Internal policies: how to get your teams to read them — and remember them
- Jan 28
- 3 min read
Updated: Mar 9

Let’s be honest: a policy in PDF format, even a “mandatory” one, is rarely read.
And that is not due to a lack of goodwill — it is a matter of format, pace, and user experience.
The result is risky: the document may have been shared, and sometimes even signed… but not necessarily understood or applied.
So how do you get your teams to actually read your internal policies — and, more importantly, remember them?
Why your policies are not being read
They are too long and too dense
The longer a document is, the more likely it is to be put off until later… until it disappears into an inbox or a shared drive.
They are static
Passive reading does not create attention or retention. People skim, scroll, and click “seen.”
They do not speak to day-to-day reality
A policy should answer practical questions such as:
“In my situation, what should I do?”
“What exactly is prohibited?”
“When should I raise an alert, and to whom?”
When that is not clear, employees only remember one thing: “This is complicated.”
What you are really looking for
For a mandatory policy, the objective is twofold:
Engagement: the employee goes through it to the end and stays attentive
Traceability: you can prove that they reviewed and validated the key points (useful for audits)
A PDF sometimes ticks the “sent” box.But it rarely ticks the “understood” box.
The most effective method: turn the policy into e-learning
At Buddy, we start from one simple principle:
If you want people to read it, it has to be clear, concise, and pleasant to go through.
1) Simplify without distorting
We extract the essentials and make them actionable:
the key rules (what is expected)
risky situations (the grey areas)
the right reflexes (“if in doubt, what do I do?”)
2) Break it down into short screens (microlearning)
Instead of a 15-page document, you get a short learning path that takes only a few minutes, with a natural pace.
Examples of formats:
1 message = 1 screen
explicit titles
one idea at a time
3) Add interactivity (to capture attention)
Not just to make it look nice, but to make people think:
reveal cards
mini-scenarios
questions such as “What would you do if…?”
contextualized true/false questions
4) Validate with a final quiz
The quiz helps to:
reinforce retention
clarify misunderstandings
provide proof of validation
5) Track and improve through reporting
You can measure:
who completed it
which questions are causing issues
which points need to be reinforced (by team, site, target group, etc.)

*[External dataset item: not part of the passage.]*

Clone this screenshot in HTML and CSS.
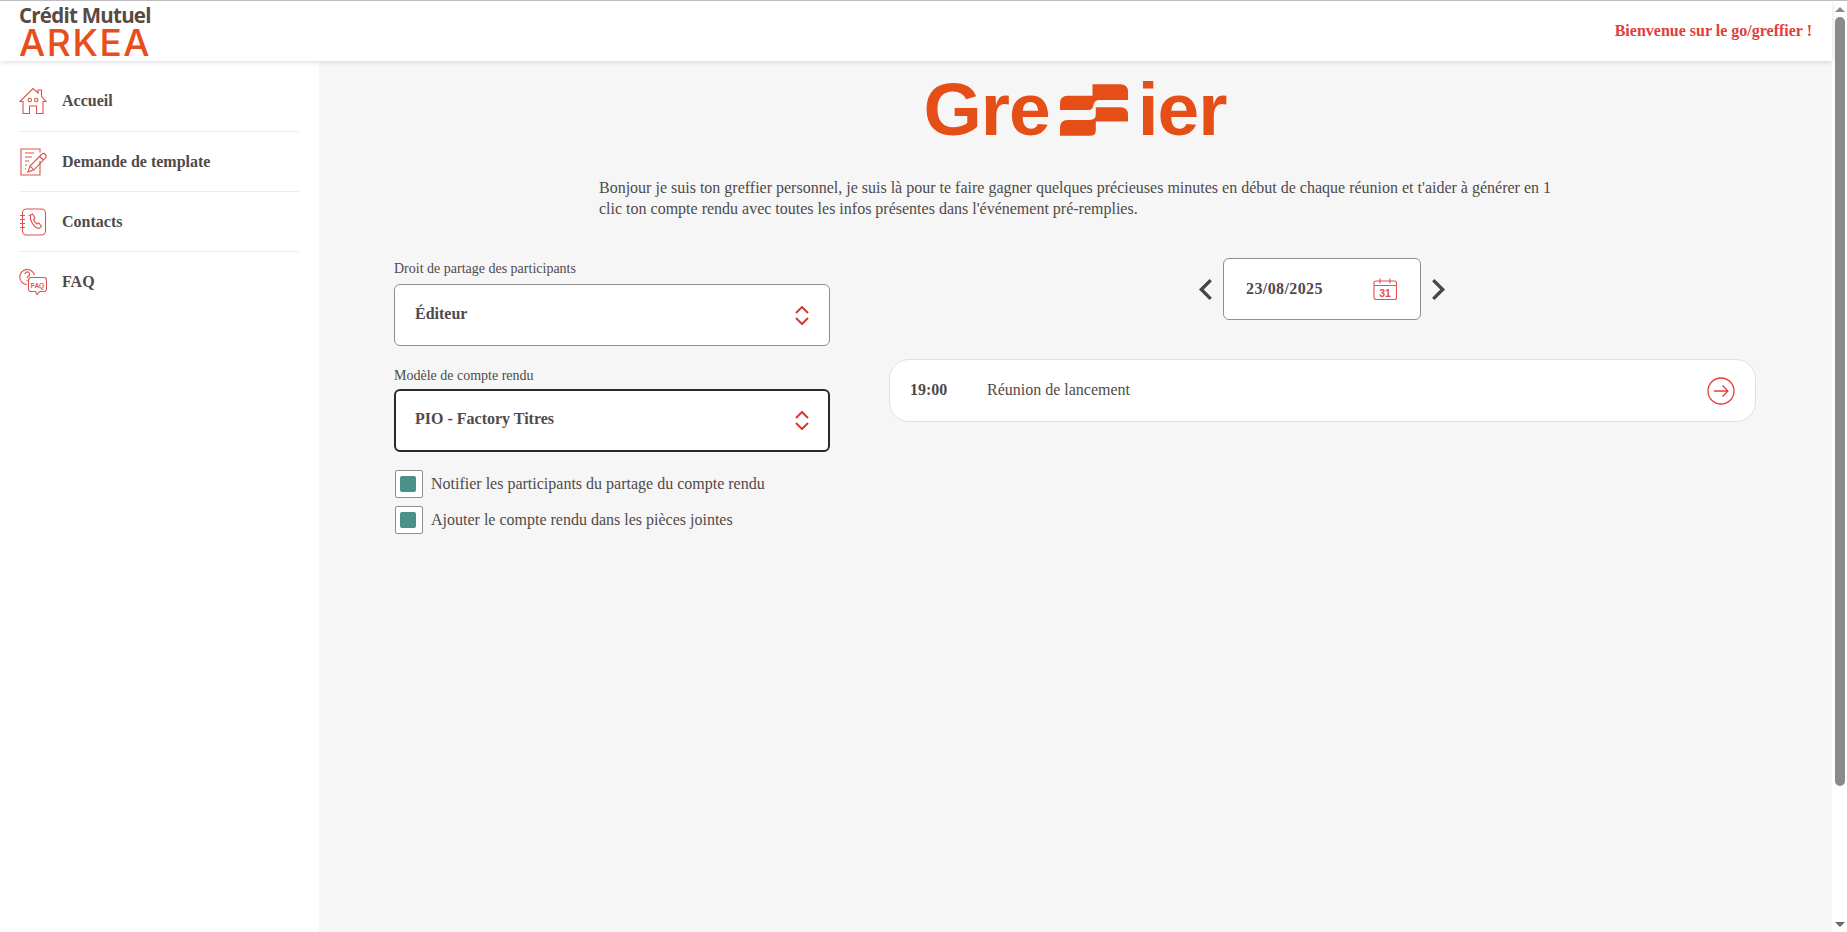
FILE: index.html
```html
<!DOCTYPE html>
<html lang="fr">
<head>
  <meta charset="UTF-8">
  <title>Greffier</title>
  <meta name="viewport" content="width=device-width, initial-scale=1">
  <link rel="stylesheet" href="styles.css">
</head>
<body>
  <div class="page">
    <header class="header">
      <div class="brand">
        <span class="brand-top">Crédit Mutuel</span>
        <span class="brand-name">ARKEA</span>
      </div>
      <span class="welcome">Bienvenue sur le go/greffier !</span>
    </header>
    <div class="layout">
      <nav class="sidebar">
        <a class="nav-item">
          <svg class="nav-icon" viewBox="0 0 28 28"><path d="M1 14.500 14 1.500l5 4.500V3h3.500v6.300L27 14.500h-3V26.500h-6.500V19h-7v7.500H4V14.500z"/><circle cx="10.800" cy="13" r="1.700"/><circle cx="17.200" cy="13" r="1.700"/></svg>
          <span>Accueil</span>
        </a>
        <a class="nav-item">
          <svg class="nav-icon" viewBox="0 0 28 28"><path d="M21 13V27H2V1h19v3.500M6 5h9M6 9h7M6 13h4M6 17h2M6 21h1"/><path d="M9 24l2-6L22.500 6.500a2.300 2.300 0 0 1 4 3.500L15 21.800zM11 18l4 3.800M20.500 8.500l4 3.500"/></svg>
          <span>Demande de template</span>
        </a>
        <a class="nav-item">
          <svg class="nav-icon" viewBox="0 0 28 28"><rect x="3.500" y="1" width="23" height="26" rx="4"/><path d="M1 7.500h5M1 11.500h5M1 15.500h5M1 19.500h5"/><path d="M11 7.500l2.500-1.500 2.500 4-1.500 1.500c.5 2 2 3.500 3.500 4.500l1.800-1 2.700 3.500-2 1.800c-4.500.5-10-7.500-9-12.800z"/></svg>
          <span>Contacts</span>
        </a>
        <a class="nav-item">
          <svg class="nav-icon" viewBox="0 0 28 28"><path d="M8 16.500A7.500 7.500 0 1 1 15.500 7M6 6a2.300 2.300 0 1 1 3.200 2.300c-.8.400-1 1-1 1.700M8.200 12v1"/><path d="M12 9.500h13a2.500 2.500 0 0 1 2.500 2.500v9a2.500 2.500 0 0 1-2.500 2.500h-4.500l-2.500 3-1.500-3H12a2.500 2.500 0 0 1-2.500-2.500v-9a2.500 2.500 0 0 1 2.500-2.500z"/><text class="faq-text" x="18.500" y="19.500">FAQ</text></svg>
          <span>FAQ</span>
        </a>
      </nav>
      <main class="main">
        <div class="logo" aria-label="Greffier">
          <span>Gre</span>
          <svg class="logo-mark" viewBox="30 22 205 156"><path d="M128 22H212Q235 22 235 45V70H150Q132 70 130 88Q128 100 115 100H30V80Q30 57 53 57H128Z"/><path d="M30 178V153Q30 130 53 130H120Q138 130 138 112V92H212Q235 92 235 115V135H138V160Q138 178 120 178Z"/></svg>
          <span>ier</span>
        </div>
        <p class="intro">Bonjour je suis ton greffier personnel, je suis là pour te faire gagner quelques précieuses minutes en début de chaque réunion et t'aider à générer en 1 clic ton compte rendu avec toutes les infos présentes dans l'événement pré-remplies.</p>
        <div class="columns">
          <section class="form">
            <label class="field-label">Droit de partage des participants</label>
            <div class="select">
              <span>Éditeur</span>
              <svg class="updown" viewBox="0 0 14 19"><path d="M1 7l6-6 6 6M1 12l6 6 6-6"/></svg>
            </div>
            <label class="field-label second">Modèle de compte rendu</label>
            <div class="select focused">
              <span>PIO - Factory Titres</span>
              <svg class="updown" viewBox="0 0 14 19"><path d="M1 7l6-6 6 6M1 12l6 6 6-6"/></svg>
            </div>
            <div class="check first">
              <span class="check-box"><span class="check-mark"></span></span>
              <span>Notifier les participants du partage du compte rendu</span>
            </div>
            <div class="check">
              <span class="check-box"><span class="check-mark"></span></span>
              <span>Ajouter le compte rendu dans les pièces jointes</span>
            </div>
          </section>
          <section class="agenda">
            <div class="date-row">
              <svg class="chevron" viewBox="0 0 14 22"><path d="M12 2 3 11l9 9"/></svg>
              <div class="date-box">
                <span>23/08/2025</span>
                <svg class="calendar" viewBox="0 0 24 22"><rect x="1" y="3" width="22.500" height="18.500" rx="2"/><path d="M1 7.500h22.500M7 .5v5M17 .5v5"/><text class="cal-text" x="12" y="19">31</text></svg>
              </div>
              <svg class="chevron" viewBox="0 0 14 22"><path d="M2 2l9 9-9 9"/></svg>
            </div>
            <div class="event">
              <b class="event-time">19:00</b>
              <span class="event-title">Réunion de lancement</span>
              <svg class="event-go" viewBox="0 0 28 28"><circle cx="14" cy="14" r="13"/><path d="M7 14h14M15.500 8.500 21 14l-5.500 5.500"/></svg>
            </div>
          </section>
        </div>
      </main>
    </div>
  </div>
  <div class="scrollbar">
    <span class="arrow-up"></span>
    <span class="thumb"></span>
    <span class="arrow-down"></span>
  </div>
</body>
</html>
```

FILE: styles.css
```css
html, body {
  height: 100%;
}
body {
  margin: 0;
  display: flex;
  overflow: hidden;
  font-family: 'Liberation Serif', 'Times New Roman', serif;
  font-size: 16px;
  color: #504a4a;
  background: #fff;
  border-top: 1px solid #bdbdbd;
  box-sizing: border-box;
}
.page {
  flex: 1;
  display: flex;
  flex-direction: column;
  min-width: 0;
}
.header {
  height: 60px;
  flex: none;
  display: flex;
  align-items: center;
  justify-content: space-between;
  padding: 0 20px 0 19px;
  background: #fff;
  box-shadow: 0 1px 5px rgba(0,0,0,0.14);
  position: relative;
}
.brand {
  display: flex;
  flex-direction: column;
  width: 132px;
}
.brand-top {
  font-family: 'Open Sans', sans-serif;
  font-weight: 700;
  font-size: 20.5px;
  line-height: 20px;
  letter-spacing: -0.75px;
  color: #5a4a45;
  white-space: nowrap;
}
.brand-name {
  font-family: Inter, sans-serif;
  font-weight: 500;
  font-size: 37px;
  line-height: 31px;
  margin-top: 2px;
  letter-spacing: 1.6px;
  color: #e84e1b;
}
.welcome {
  font-weight: bold;
  color: #e0403a;
}
.layout {
  flex: 1;
  display: flex;
  min-height: 0;
}
.sidebar {
  width: 280px;
  flex: none;
  padding: 10px 20px 0 19px;
  background: #fff;
}
.nav-item {
  display: flex;
  align-items: center;
  gap: 15px;
  height: 60px;
  font-weight: bold;
  border-bottom: 1px solid #eee;
  box-sizing: border-box;
}
.nav-item:first-child {
  height: 61px;
}
.nav-item:last-child {
  border-bottom: none;
}
.nav-icon {
  width: 28px;
  height: 28px;
  fill: none;
  stroke: #e0524b;
  stroke-width: 1.1;
}
.faq-text {
  font-family: 'Liberation Sans', Arial, sans-serif;
  font-size: 6.5px;
  font-weight: bold;
  text-anchor: middle;
  fill: #e0524b;
  stroke: none;
}
.main {
  flex: 1;
  min-width: 0;
  background: #f6f6f6;
  padding: 10px 76px 0 75px;
}
.logo {
  display: flex;
  justify-content: center;
  align-items: center;
  gap: 10px;
  height: 76px;
  font-family: 'Liberation Sans', Arial, sans-serif;
  font-weight: bold;
  font-size: 75px;
  letter-spacing: -1px;
  color: #e64e18;
}
.logo-mark {
  width: 68px;
  height: 52px;
  margin-top: 2px;
  fill: #e64e18;
}
.intro {
  width: 960px;
  margin: 30px 0 0 205px;
  line-height: 21px;
}
.columns {
  display: grid;
  grid-template-columns: 436px 1fr;
  gap: 59px;
  margin-top: 39px;
}
.form {
  padding-top: 2px;
}
.field-label {
  display: block;
  font-size: 14px;
  line-height: 18px;
  margin-bottom: 6px;
}
.field-label.second {
  margin-top: 21px;
  margin-bottom: 4px;
}
.select {
  display: flex;
  align-items: center;
  justify-content: space-between;
  height: 62px;
  padding: 0 20px 0 20px;
  box-sizing: border-box;
  background: #fff;
  border: 1px solid #8f8f8f;
  border-radius: 6px;
  font-weight: bold;
}
.select > span {
  position: relative;
  top: -1px;
}
.select.focused {
  height: 63px;
  border: 2px solid #2b2828;
  padding: 0 19px 0 19px;
}
.select.focused > span {
  top: -2px;
}
.updown {
  width: 14px;
  height: 19px;
  fill: none;
  stroke: #d9392f;
  stroke-width: 2;
}
.check {
  display: flex;
  align-items: center;
  gap: 8px;
  height: 28px;
  margin-top: 8px;
  padding-left: 1px;
}
.check.first {
  margin-top: 18px;
}
.check-box {
  width: 28px;
  height: 28px;
  flex: none;
  display: flex;
  align-items: center;
  justify-content: center;
  box-sizing: border-box;
  background: #fff;
  border: 1px solid #8f8f8f;
  border-radius: 2px;
}
.check-mark {
  width: 16px;
  height: 16px;
  margin-right: 2px;
  background: #4a9088;
  border-radius: 2px;
}
.date-row {
  display: flex;
  align-items: center;
  justify-content: center;
  gap: 10px;
  margin-left: -1px;
}
.chevron {
  width: 15px;
  height: 23px;
  fill: none;
  stroke: #4a4444;
  stroke-width: 3.2;
}
.date-box {
  width: 198px;
  height: 62px;
  box-sizing: border-box;
  display: flex;
  align-items: center;
  justify-content: space-between;
  padding: 0 23px 0 22px;
  background: #fff;
  border: 1px solid #8f8f8f;
  border-radius: 6px;
  font-weight: bold;
  letter-spacing: 0.4px;
}
.calendar {
  width: 24px;
  height: 22px;
  fill: none;
  stroke: #e0524b;
  stroke-width: 1.1;
}
.cal-text {
  font-family: 'Liberation Sans', Arial, sans-serif;
  font-size: 10.5px;
  letter-spacing: 0;
  text-anchor: middle;
  fill: #e0524b;
  stroke: none;
}
.event {
  display: flex;
  align-items: center;
  height: 63px;
  margin-top: 39px;
  padding: 0 20px;
  box-sizing: border-box;
  background: #fff;
  border: 1px solid #e0e0e0;
  border-radius: 20px;
}
.event-time {
  width: 77px;
  margin-top: -2px;
}
.event-title {
  flex: 1;
  margin-top: -2px;
}
.event-go {
  width: 28px;
  height: 28px;
  fill: none;
  stroke: #e0403a;
  stroke-width: 1.3;
}
.scrollbar {
  width: 15px;
  flex: none;
  display: flex;
  flex-direction: column;
  align-items: center;
  background: #fff;
}
.arrow-up, .arrow-down {
  width: 0;
  height: 0;
  border-left: 5px solid transparent;
  border-right: 5px solid transparent;
}
.arrow-up {
  margin: 6px 0 5px;
  border-bottom: 5px solid #8a8a8a;
}
.arrow-down {
  margin: auto 0 5px;
  border-top: 5px solid #6a6a6a;
}
.thumb {
  width: 10px;
  height: 769px;
  background: #8a8a8a;
  border-radius: 5px;
}
```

How Buddy can help, depending on your level of ambition
At Buddy, we support you at three levels, depending on your needs, constraints, and the time your teams have available.
Buddy Express — digitize quickly + check understanding
You start from your existing document, and we turn it into a short digital module with clear navigation and a final quiz to test understanding.
Ideal if you want to:
move from PDF to a format that is trackable and easy to consult
obtain proof of completion + a score
move quickly on a priority policy
Buddy Basic — make the policy truly readable (simplify, clarify, make it more accessible)
Here, we do more than just put the content onto screens: we rework the messages to make them easier to digest and more actionable.
We help you to:
simplify the content without distorting it
clarify the grey areas
rewrite it in practical, field-friendly language
highlight the right reflexes (what to do / what to avoid / who to contact)
Ideal if your policy is long, technical, or too legalistic.
Buddy Pro — turn a constraint into an experience (scenario + gamification)
To maximize attention and retention, we build a more memorable experience:
a story or scenario
choices, dilemmas, and consequences
motivating progression
more advanced interactions and feedback
Ideal if you have a strong need for buy-in (ethics, whistleblowing, safety, culture, expected behaviors) and you want the message to truly stick.